Layering Materials for Better Results
In many real-world setups, a single material doesn’t solve the whole problem. A common approach is to combine a stiff isolator with a high-damping layer. For example, a steel spring mount handles the heavy load and provides low-frequency isolation, while a Sorbothane pad between the mount and the surface kills residual high-frequency vibration that passes through the spring. This layered strategy is standard in recording studios, electron microscope labs, and military vehicle electronics where vibration control is critical.
Cork-rubber composites are another practical hybrid. Cork provides stiffness and load-bearing capacity while the rubber component adds damping. These composites are inexpensive and widely used under industrial machinery, transformers, and pumps. They won’t match Sorbothane’s damping performance, but they handle heavier loads at a fraction of the cost.

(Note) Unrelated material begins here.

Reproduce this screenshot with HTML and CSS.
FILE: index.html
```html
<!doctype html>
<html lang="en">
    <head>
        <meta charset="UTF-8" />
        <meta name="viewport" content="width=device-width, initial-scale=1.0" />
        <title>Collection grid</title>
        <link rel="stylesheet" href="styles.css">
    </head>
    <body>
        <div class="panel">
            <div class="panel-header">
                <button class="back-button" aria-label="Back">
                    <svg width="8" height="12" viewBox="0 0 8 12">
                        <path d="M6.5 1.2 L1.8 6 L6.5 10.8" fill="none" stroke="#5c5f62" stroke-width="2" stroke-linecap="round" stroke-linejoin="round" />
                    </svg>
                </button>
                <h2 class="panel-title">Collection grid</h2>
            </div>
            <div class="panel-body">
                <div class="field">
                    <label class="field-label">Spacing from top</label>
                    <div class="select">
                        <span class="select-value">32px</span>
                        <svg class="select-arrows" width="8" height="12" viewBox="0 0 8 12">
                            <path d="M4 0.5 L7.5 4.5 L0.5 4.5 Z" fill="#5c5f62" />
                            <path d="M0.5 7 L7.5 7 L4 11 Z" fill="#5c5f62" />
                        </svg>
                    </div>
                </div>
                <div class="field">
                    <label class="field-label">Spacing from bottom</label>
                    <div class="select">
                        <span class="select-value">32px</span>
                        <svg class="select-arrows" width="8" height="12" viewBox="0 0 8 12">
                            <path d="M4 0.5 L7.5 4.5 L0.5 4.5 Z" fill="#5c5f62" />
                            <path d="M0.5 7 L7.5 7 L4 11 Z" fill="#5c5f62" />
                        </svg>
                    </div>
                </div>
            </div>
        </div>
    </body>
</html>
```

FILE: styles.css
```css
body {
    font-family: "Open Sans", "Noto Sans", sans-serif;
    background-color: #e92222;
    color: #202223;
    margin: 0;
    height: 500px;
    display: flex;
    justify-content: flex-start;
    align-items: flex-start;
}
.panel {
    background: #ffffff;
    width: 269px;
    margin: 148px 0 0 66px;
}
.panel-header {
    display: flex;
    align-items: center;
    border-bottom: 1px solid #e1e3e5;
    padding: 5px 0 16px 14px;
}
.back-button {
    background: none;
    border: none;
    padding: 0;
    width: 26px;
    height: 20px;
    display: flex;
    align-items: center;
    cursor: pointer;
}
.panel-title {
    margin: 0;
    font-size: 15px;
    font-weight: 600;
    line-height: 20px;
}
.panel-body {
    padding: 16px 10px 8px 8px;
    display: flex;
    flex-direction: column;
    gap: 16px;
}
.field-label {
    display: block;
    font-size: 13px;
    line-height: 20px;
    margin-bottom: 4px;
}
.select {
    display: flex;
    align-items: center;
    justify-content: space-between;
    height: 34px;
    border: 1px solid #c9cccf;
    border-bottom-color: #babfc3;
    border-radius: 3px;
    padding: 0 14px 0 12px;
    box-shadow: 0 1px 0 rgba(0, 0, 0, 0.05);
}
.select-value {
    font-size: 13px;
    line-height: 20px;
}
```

Thickness and Sizing Basics
Thicker pads generally provide better isolation because they allow more static deflection, the amount the material compresses under your equipment’s weight. More deflection means the pad can absorb a wider range of vibration frequencies. A common starting point for machinery isolation pads is 1/4 to 1/2 inch of rubber or neoprene. For precision applications using Sorbothane, manufacturers publish load-rating charts that tell you exactly how much surface area you need per pound of equipment to stay in the optimal compression range (typically 15 to 25 percent of the pad’s original thickness).
Undersizing is the most common mistake. If a pad is too small for the load, it bottoms out, becomes rigid, and transmits vibration instead of absorbing it. If it’s too large, the material barely compresses and doesn’t engage its damping properties. Getting the right amount of compression is more important than choosing the fanciest material.